Zwei Menschen sitzen an einem Schreibtisch und unterhalten sich.

„Damit wurde zum ersten Mal in der Geschichte der Werkstätten für Menschen mit Behinderung ein wichtiges Ziel erreicht: Berufliche Bildung im Berufsbildungsbereich der Werkstätten nach „Praxisbaustein“ erfolgt auf der Grundlage von anerkannten Ausbildungsordnungen der entsprechenden Ausbildungsberufe und ist zertifizierbar!  Darüber darf man sich auch in dieser Zeit der Krise freuen, in der viele Werkstätten nicht oder nur im Notbetrieb arbeiten“,  ordnet Dietrich Bauer, Chef der Diakonie Sachsen, die Relevanz des Erreichten für Menschen mit Behinderung ein. „Denn die Zertifikate sind nicht nur für die Werkstattbeschäftigten, die sie sich erarbeitet haben, eine große Anerkennung. Sie sind auch für Unternehmen auf dem ersten Arbeitsmarkt wertvoll. Denn für diese sind sie wichtige Hinweise darauf, was der Mensch mit Behinderungen gelernt hat, nachweisbar kann und damit auch bei ihnen im Betrieb sicher übernehmen könnte!“

Das deutschlandweite bisher einmalige Projekt geht auf eine Idee der Diakonie Sachsen zurück. Projektträger ist die Liga der Freien Wohlfahrtspflege Sachsen, die mit der Landesarbeitsgemeinschaft für Werkstätten für Menschen mit Behinderungen in Sachsen (LAG WfbM Sachsen) kooperativ zusammenarbeitet und von weiteren wichtigen Akteuren, wie die Bundesagentur für Arbeit, unterstützt wird.
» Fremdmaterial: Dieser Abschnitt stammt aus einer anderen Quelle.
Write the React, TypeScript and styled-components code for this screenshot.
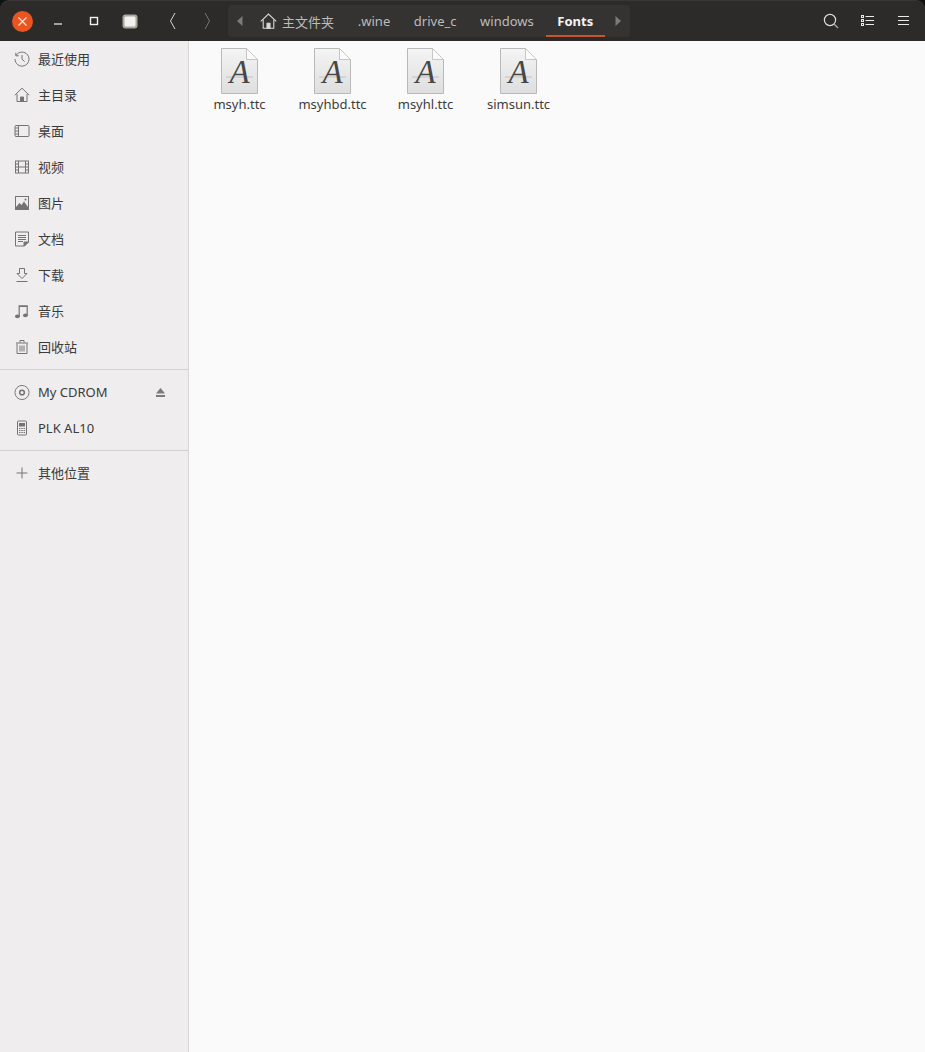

Für die 79 Praxisbausteine in 11 Praxisfeldern wie Küche und Service, Reinigung, Wäscherei, Holzbearbeitung, Verpackung, Lager Logistik, Montage, Bürodienstleistungen usw. wurden in einem ersten Schritt (2014 bis 2016) die theoretischen Inhalte gemeinsam mit vielen Akteuren erarbeitet, standardisiert und zertifiziert. Im weiterfolgenden Implementierungsprozess (2017 bis 2020) wurden die Praxisbausteine - in enger Zusammenarbeit mit den Kammern und dem Fachpersonal für die berufliche Bildung in den Werkstätten - für die Anwendung in der Praxis angepasst, ergänzt und die Praxisfelder weiterentwickelt.

Das Interesse der Beschäftigten an den Zertifikaten nach Praxisbaustein ist groß. Auch über die Hälfte aller sächsischen Werkstätten kann mittlerweile die berufliche Bildung nach Praxisbaustein anbieten.
Daher soll es auch weitergehen. Mit einem Folgeprojekt, das den sperrigen Titel trägt: „Projekt zum Aufbau und zur Etablierung einer nachhaltigen Struktur für die Koordinierung standardisierter beruflicher Bildung und Qualifizierung für Menschen mit Behinderung zur Teilhabe am Arbeitsleben im Freistaat Sachsen“. Michaela Bartel, zuständige Koordinatorin, erklärt, worum es dabei geht und warum das wichtig ist: „Schulische und berufliche Bildung ist in Deutschland an zentrale Stellen angebunden. Um die Qualität der beruflichen Bildung für Menschen mit Behinderungen zu bewahren, Inhalte anzupassen, weiterzuentwickeln und zukunftsfähig(er) auszugestalten braucht es diese Anbindung auch. Für die berufliche Bildung in Werkstätten ist das Fachkonzept der Bundesagentur für Arbeit maßgeblich. Für die Umsetzung der Inhalte von PRAXISBAUSTEIN benötigt man langfristig also auch eine weiterführende Struktur. Diese muss dafür sorgen, dass die entwickelten standarisierten Inhalte sicher beibehalten und einheitlich umgesetzt werden. Und wenn nötig, bspw. bei Änderungen der Ausbildungsrahmenpläne durch das Bundesinstitut für berufliche Bildung (BiBB), dann entsprechend angepasst werden. Das neue Projekt hat daher das Ziel zu schauen, wie diese nachhaltige und geeignete Anbindung für die berufliche Bildung und Qualifizierung nach PRAXISBAUSTEIN aussehen muss und welches Format dafür geeignet ist!

Auch dieses Liga - Projekt wird zu 90% vom Freistaat Sachsen gefördert. Die Laufzeit ist für ein Jahr festgelegt und endet am 31. März 2021.  Ab dann soll es eine „koordinierende Stelle“ geben, die sich selbst trägt.